╭──

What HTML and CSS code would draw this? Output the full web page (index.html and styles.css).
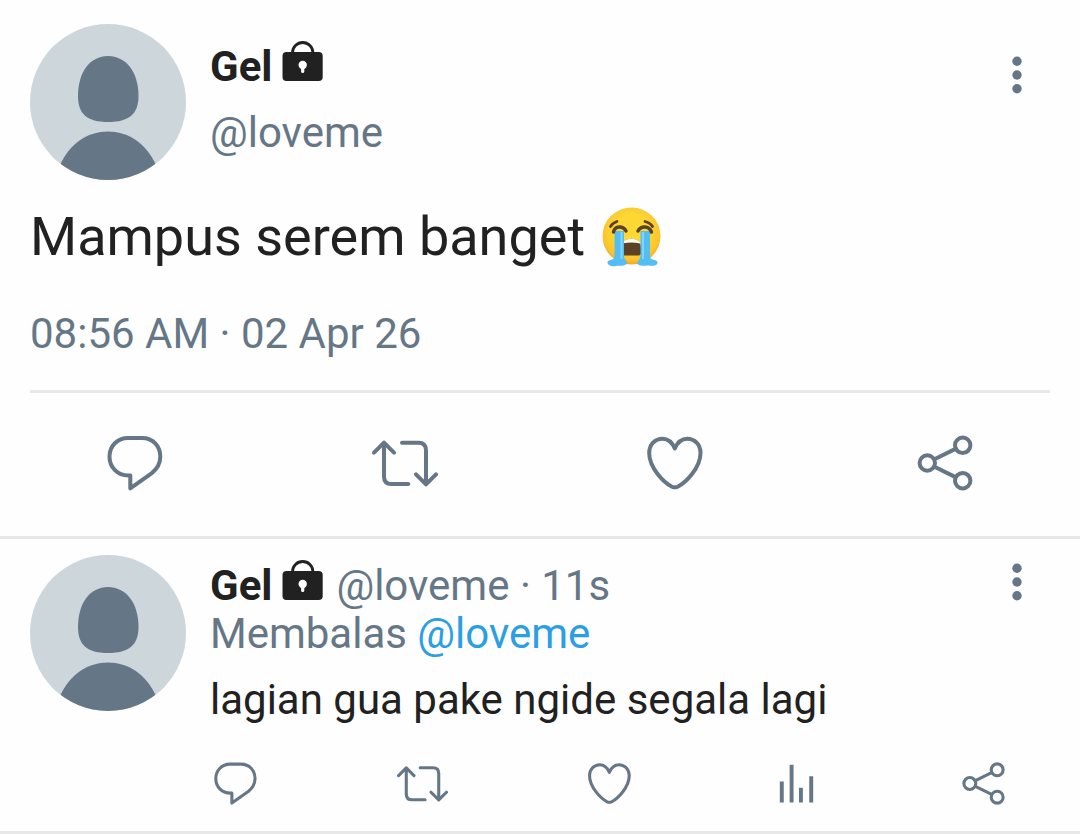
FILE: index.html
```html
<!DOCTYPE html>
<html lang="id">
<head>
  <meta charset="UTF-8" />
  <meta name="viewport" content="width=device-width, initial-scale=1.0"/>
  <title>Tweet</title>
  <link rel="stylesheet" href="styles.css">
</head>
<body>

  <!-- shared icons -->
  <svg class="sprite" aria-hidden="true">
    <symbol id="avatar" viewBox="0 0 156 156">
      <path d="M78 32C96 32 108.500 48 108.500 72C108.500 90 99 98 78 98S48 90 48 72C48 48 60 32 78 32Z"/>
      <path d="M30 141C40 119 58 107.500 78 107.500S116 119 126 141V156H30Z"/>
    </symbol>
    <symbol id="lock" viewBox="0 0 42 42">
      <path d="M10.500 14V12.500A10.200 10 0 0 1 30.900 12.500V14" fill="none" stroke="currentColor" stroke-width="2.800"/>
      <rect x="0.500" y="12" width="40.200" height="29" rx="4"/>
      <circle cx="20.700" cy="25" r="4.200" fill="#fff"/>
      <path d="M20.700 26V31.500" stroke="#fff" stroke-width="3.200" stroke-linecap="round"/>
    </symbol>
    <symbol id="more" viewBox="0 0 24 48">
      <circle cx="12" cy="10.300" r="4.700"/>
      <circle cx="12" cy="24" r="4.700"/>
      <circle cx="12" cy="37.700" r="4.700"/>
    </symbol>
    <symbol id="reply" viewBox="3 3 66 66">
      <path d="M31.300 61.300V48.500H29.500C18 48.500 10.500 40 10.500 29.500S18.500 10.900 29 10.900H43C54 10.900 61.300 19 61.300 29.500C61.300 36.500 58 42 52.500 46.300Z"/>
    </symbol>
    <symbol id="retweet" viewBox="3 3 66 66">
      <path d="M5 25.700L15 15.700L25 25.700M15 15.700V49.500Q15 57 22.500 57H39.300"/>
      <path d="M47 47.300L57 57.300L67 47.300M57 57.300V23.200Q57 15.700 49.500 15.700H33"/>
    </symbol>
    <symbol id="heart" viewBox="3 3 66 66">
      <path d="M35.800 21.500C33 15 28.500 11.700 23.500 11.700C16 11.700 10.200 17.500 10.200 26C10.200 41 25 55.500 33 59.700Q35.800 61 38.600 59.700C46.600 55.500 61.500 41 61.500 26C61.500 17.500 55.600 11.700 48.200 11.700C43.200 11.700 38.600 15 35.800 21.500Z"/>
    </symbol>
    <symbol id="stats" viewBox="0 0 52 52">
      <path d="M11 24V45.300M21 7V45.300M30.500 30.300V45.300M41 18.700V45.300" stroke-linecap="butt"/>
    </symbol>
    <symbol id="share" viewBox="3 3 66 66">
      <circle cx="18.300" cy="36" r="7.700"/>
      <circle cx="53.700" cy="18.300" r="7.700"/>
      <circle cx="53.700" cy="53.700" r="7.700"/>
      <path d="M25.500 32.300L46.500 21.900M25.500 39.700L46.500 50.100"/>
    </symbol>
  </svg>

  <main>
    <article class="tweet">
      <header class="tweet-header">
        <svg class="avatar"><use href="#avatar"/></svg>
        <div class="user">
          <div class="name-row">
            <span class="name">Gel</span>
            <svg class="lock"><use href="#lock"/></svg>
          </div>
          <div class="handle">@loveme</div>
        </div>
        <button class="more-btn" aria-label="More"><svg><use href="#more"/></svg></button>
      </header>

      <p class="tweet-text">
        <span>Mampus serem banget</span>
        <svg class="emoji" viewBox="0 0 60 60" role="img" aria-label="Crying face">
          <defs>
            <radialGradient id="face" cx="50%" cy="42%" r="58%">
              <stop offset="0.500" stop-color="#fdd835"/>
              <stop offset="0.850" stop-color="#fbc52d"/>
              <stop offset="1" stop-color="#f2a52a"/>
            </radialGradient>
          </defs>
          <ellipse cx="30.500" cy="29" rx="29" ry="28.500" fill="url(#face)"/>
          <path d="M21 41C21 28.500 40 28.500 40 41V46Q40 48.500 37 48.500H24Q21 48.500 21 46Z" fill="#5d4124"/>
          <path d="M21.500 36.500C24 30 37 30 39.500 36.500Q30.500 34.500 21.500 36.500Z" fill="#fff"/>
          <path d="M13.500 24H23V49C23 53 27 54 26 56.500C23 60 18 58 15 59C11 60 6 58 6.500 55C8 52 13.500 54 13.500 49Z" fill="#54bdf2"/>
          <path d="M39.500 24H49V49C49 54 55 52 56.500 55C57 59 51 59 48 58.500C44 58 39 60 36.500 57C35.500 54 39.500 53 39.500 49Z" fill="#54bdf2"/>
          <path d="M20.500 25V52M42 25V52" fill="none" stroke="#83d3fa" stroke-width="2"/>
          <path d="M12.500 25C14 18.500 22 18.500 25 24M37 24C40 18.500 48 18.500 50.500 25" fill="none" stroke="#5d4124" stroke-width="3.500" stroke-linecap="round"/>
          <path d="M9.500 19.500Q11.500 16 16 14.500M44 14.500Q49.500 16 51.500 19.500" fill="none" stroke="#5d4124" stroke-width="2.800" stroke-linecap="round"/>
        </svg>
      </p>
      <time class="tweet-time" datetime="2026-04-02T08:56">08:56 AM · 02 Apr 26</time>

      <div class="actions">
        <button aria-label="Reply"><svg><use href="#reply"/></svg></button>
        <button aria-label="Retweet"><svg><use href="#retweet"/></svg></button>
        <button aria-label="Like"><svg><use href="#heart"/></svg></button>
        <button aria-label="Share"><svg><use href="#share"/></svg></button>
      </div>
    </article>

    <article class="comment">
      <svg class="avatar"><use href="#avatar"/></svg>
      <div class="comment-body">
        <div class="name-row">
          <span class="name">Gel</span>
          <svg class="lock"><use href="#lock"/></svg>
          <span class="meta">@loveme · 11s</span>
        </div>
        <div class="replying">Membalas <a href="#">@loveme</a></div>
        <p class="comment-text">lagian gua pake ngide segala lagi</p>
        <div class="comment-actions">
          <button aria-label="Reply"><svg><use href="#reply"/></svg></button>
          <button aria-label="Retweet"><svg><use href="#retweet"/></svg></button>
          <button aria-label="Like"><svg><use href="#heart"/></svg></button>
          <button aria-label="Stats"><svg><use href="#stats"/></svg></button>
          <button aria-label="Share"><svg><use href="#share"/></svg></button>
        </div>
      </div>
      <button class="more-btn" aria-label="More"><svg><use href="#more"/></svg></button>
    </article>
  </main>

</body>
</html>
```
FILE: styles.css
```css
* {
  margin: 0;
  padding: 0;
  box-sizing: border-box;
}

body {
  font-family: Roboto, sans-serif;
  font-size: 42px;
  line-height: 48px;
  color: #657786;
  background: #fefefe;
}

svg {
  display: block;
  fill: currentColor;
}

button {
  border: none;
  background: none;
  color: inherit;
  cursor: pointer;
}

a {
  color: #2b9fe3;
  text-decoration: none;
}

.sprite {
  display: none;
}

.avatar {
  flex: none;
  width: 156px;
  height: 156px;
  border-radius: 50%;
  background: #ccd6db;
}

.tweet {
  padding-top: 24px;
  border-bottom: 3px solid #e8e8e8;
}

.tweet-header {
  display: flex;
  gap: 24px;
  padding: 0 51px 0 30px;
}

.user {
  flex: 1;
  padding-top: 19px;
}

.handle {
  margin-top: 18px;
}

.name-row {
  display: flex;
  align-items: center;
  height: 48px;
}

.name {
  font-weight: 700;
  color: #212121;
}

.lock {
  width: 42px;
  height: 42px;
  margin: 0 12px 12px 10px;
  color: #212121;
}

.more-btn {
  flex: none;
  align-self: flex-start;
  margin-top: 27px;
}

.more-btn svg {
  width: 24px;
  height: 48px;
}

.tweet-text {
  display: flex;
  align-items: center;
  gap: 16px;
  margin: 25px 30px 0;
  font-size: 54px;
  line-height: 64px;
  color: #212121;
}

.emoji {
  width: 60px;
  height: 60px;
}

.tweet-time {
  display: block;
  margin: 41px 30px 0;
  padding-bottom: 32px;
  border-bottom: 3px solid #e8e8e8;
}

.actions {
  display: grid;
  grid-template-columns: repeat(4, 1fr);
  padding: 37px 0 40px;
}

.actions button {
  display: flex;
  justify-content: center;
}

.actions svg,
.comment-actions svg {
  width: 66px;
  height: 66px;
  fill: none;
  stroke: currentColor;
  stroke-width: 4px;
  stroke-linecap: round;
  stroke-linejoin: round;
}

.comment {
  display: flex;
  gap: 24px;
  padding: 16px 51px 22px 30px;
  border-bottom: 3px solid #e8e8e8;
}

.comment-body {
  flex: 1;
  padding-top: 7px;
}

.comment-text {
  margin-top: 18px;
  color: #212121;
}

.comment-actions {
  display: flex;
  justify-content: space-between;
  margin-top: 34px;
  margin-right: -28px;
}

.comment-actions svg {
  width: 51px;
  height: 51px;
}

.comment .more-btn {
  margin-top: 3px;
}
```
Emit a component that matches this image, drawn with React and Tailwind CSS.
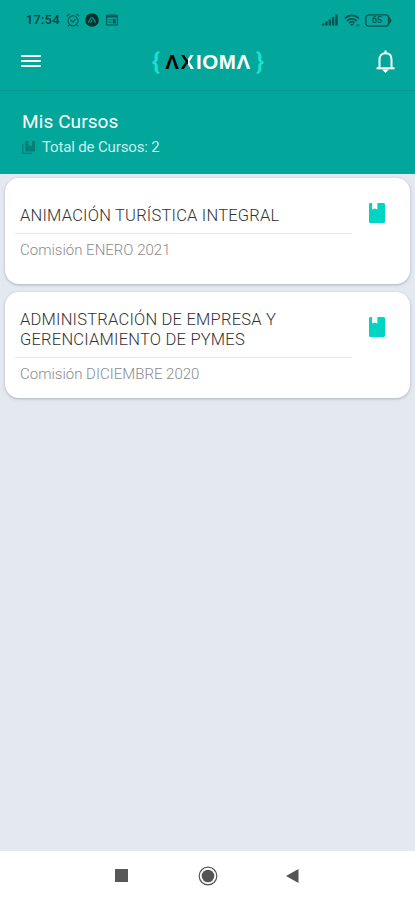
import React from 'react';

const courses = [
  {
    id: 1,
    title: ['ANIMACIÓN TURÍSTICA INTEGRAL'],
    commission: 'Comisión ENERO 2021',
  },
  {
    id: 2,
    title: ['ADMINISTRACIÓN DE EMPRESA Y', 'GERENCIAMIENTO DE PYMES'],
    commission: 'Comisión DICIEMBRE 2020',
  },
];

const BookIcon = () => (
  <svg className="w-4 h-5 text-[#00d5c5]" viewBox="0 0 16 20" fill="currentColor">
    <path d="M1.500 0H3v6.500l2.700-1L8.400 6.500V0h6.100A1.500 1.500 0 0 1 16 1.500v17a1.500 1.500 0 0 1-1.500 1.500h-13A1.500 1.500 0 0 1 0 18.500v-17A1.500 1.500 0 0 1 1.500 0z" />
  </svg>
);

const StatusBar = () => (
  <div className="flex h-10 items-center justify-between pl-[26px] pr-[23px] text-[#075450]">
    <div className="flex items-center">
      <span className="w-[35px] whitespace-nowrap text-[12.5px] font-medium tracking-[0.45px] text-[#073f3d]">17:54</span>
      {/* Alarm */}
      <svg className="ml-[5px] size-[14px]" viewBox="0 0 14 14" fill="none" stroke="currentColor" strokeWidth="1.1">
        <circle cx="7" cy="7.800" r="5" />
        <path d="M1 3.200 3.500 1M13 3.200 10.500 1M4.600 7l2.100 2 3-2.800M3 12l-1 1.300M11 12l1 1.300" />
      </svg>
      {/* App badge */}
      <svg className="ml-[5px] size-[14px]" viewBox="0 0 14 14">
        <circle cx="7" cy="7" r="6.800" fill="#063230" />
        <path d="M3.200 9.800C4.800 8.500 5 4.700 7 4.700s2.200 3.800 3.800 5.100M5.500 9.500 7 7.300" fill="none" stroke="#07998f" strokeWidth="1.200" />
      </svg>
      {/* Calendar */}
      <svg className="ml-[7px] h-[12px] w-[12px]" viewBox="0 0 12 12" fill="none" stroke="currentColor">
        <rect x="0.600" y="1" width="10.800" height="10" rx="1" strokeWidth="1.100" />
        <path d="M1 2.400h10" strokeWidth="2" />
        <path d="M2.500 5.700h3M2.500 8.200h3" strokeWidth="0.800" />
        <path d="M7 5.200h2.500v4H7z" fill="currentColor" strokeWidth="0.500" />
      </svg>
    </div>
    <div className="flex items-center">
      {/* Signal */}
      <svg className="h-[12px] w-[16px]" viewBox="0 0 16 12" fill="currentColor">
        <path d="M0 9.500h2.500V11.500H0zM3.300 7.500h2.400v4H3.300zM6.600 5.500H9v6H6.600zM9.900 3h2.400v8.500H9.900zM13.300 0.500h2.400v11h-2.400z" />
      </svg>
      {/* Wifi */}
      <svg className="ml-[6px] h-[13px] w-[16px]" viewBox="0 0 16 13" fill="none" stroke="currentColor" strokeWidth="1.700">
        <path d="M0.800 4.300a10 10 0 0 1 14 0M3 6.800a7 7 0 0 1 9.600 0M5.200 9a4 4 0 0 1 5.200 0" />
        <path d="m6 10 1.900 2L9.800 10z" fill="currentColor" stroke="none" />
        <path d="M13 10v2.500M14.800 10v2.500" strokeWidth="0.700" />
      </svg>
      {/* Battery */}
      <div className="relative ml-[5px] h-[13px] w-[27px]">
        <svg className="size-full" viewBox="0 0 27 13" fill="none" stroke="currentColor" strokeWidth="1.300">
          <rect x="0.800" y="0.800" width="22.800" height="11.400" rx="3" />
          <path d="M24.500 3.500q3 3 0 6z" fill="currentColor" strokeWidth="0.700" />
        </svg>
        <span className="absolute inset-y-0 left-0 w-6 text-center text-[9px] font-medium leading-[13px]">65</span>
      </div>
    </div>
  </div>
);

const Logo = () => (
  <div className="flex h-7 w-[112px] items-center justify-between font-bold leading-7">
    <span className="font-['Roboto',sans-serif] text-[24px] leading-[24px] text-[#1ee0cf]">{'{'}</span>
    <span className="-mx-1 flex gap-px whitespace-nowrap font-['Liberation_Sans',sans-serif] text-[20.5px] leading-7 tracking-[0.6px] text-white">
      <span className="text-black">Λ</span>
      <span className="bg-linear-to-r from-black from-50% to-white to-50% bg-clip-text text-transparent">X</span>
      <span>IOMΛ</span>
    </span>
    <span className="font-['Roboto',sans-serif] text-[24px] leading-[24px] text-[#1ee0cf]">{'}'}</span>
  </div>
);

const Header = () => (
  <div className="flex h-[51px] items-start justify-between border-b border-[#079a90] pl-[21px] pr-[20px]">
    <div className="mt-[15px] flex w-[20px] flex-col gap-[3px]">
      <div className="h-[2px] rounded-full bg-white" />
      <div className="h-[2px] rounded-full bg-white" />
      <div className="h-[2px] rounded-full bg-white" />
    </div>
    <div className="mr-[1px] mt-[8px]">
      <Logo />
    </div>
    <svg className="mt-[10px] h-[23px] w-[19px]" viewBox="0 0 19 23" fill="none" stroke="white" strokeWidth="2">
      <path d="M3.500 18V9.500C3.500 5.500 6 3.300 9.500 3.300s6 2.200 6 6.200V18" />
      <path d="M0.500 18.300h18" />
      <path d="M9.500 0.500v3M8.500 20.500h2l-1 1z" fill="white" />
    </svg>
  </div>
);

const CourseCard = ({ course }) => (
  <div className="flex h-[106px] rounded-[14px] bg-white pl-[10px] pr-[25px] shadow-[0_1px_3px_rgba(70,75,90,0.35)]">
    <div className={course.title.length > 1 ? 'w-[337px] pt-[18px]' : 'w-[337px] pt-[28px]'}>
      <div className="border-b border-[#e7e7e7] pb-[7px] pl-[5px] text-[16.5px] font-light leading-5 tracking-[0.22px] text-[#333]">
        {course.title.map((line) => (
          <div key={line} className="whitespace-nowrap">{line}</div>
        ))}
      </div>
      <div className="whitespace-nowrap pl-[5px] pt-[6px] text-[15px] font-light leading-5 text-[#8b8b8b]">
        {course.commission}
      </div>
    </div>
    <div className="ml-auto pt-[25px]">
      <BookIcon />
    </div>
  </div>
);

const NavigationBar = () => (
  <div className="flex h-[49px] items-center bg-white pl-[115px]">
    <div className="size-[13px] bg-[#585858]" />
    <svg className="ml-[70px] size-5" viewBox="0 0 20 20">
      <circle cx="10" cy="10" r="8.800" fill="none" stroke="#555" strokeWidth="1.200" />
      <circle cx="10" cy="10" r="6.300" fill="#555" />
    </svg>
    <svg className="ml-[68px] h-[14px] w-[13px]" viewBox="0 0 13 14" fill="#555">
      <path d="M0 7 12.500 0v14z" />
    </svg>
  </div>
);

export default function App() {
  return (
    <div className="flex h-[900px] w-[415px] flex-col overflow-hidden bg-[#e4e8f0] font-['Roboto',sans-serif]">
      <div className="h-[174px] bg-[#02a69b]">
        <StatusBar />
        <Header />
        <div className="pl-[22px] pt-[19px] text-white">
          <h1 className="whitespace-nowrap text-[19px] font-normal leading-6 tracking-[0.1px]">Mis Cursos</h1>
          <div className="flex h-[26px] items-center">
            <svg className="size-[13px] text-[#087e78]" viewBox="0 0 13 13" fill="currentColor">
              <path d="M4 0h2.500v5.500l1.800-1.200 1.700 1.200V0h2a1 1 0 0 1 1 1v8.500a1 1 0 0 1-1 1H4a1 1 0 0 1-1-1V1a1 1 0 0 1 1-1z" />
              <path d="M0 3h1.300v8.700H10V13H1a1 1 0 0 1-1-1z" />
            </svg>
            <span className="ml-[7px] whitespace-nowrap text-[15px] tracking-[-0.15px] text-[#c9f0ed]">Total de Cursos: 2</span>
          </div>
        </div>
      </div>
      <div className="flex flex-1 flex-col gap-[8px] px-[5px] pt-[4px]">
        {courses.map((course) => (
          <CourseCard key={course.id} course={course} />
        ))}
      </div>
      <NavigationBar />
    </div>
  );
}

╰──

» **EXERCISE TASK**: Transcribe, leaving out pictures, each line from the one containing "Emit a component" through the one containing "import React from 'react';".

» **SOLUTION FOR THIS EXERCISE**:
Emit a component that matches this image, drawn with React and Tailwind CSS.
import React from 'react';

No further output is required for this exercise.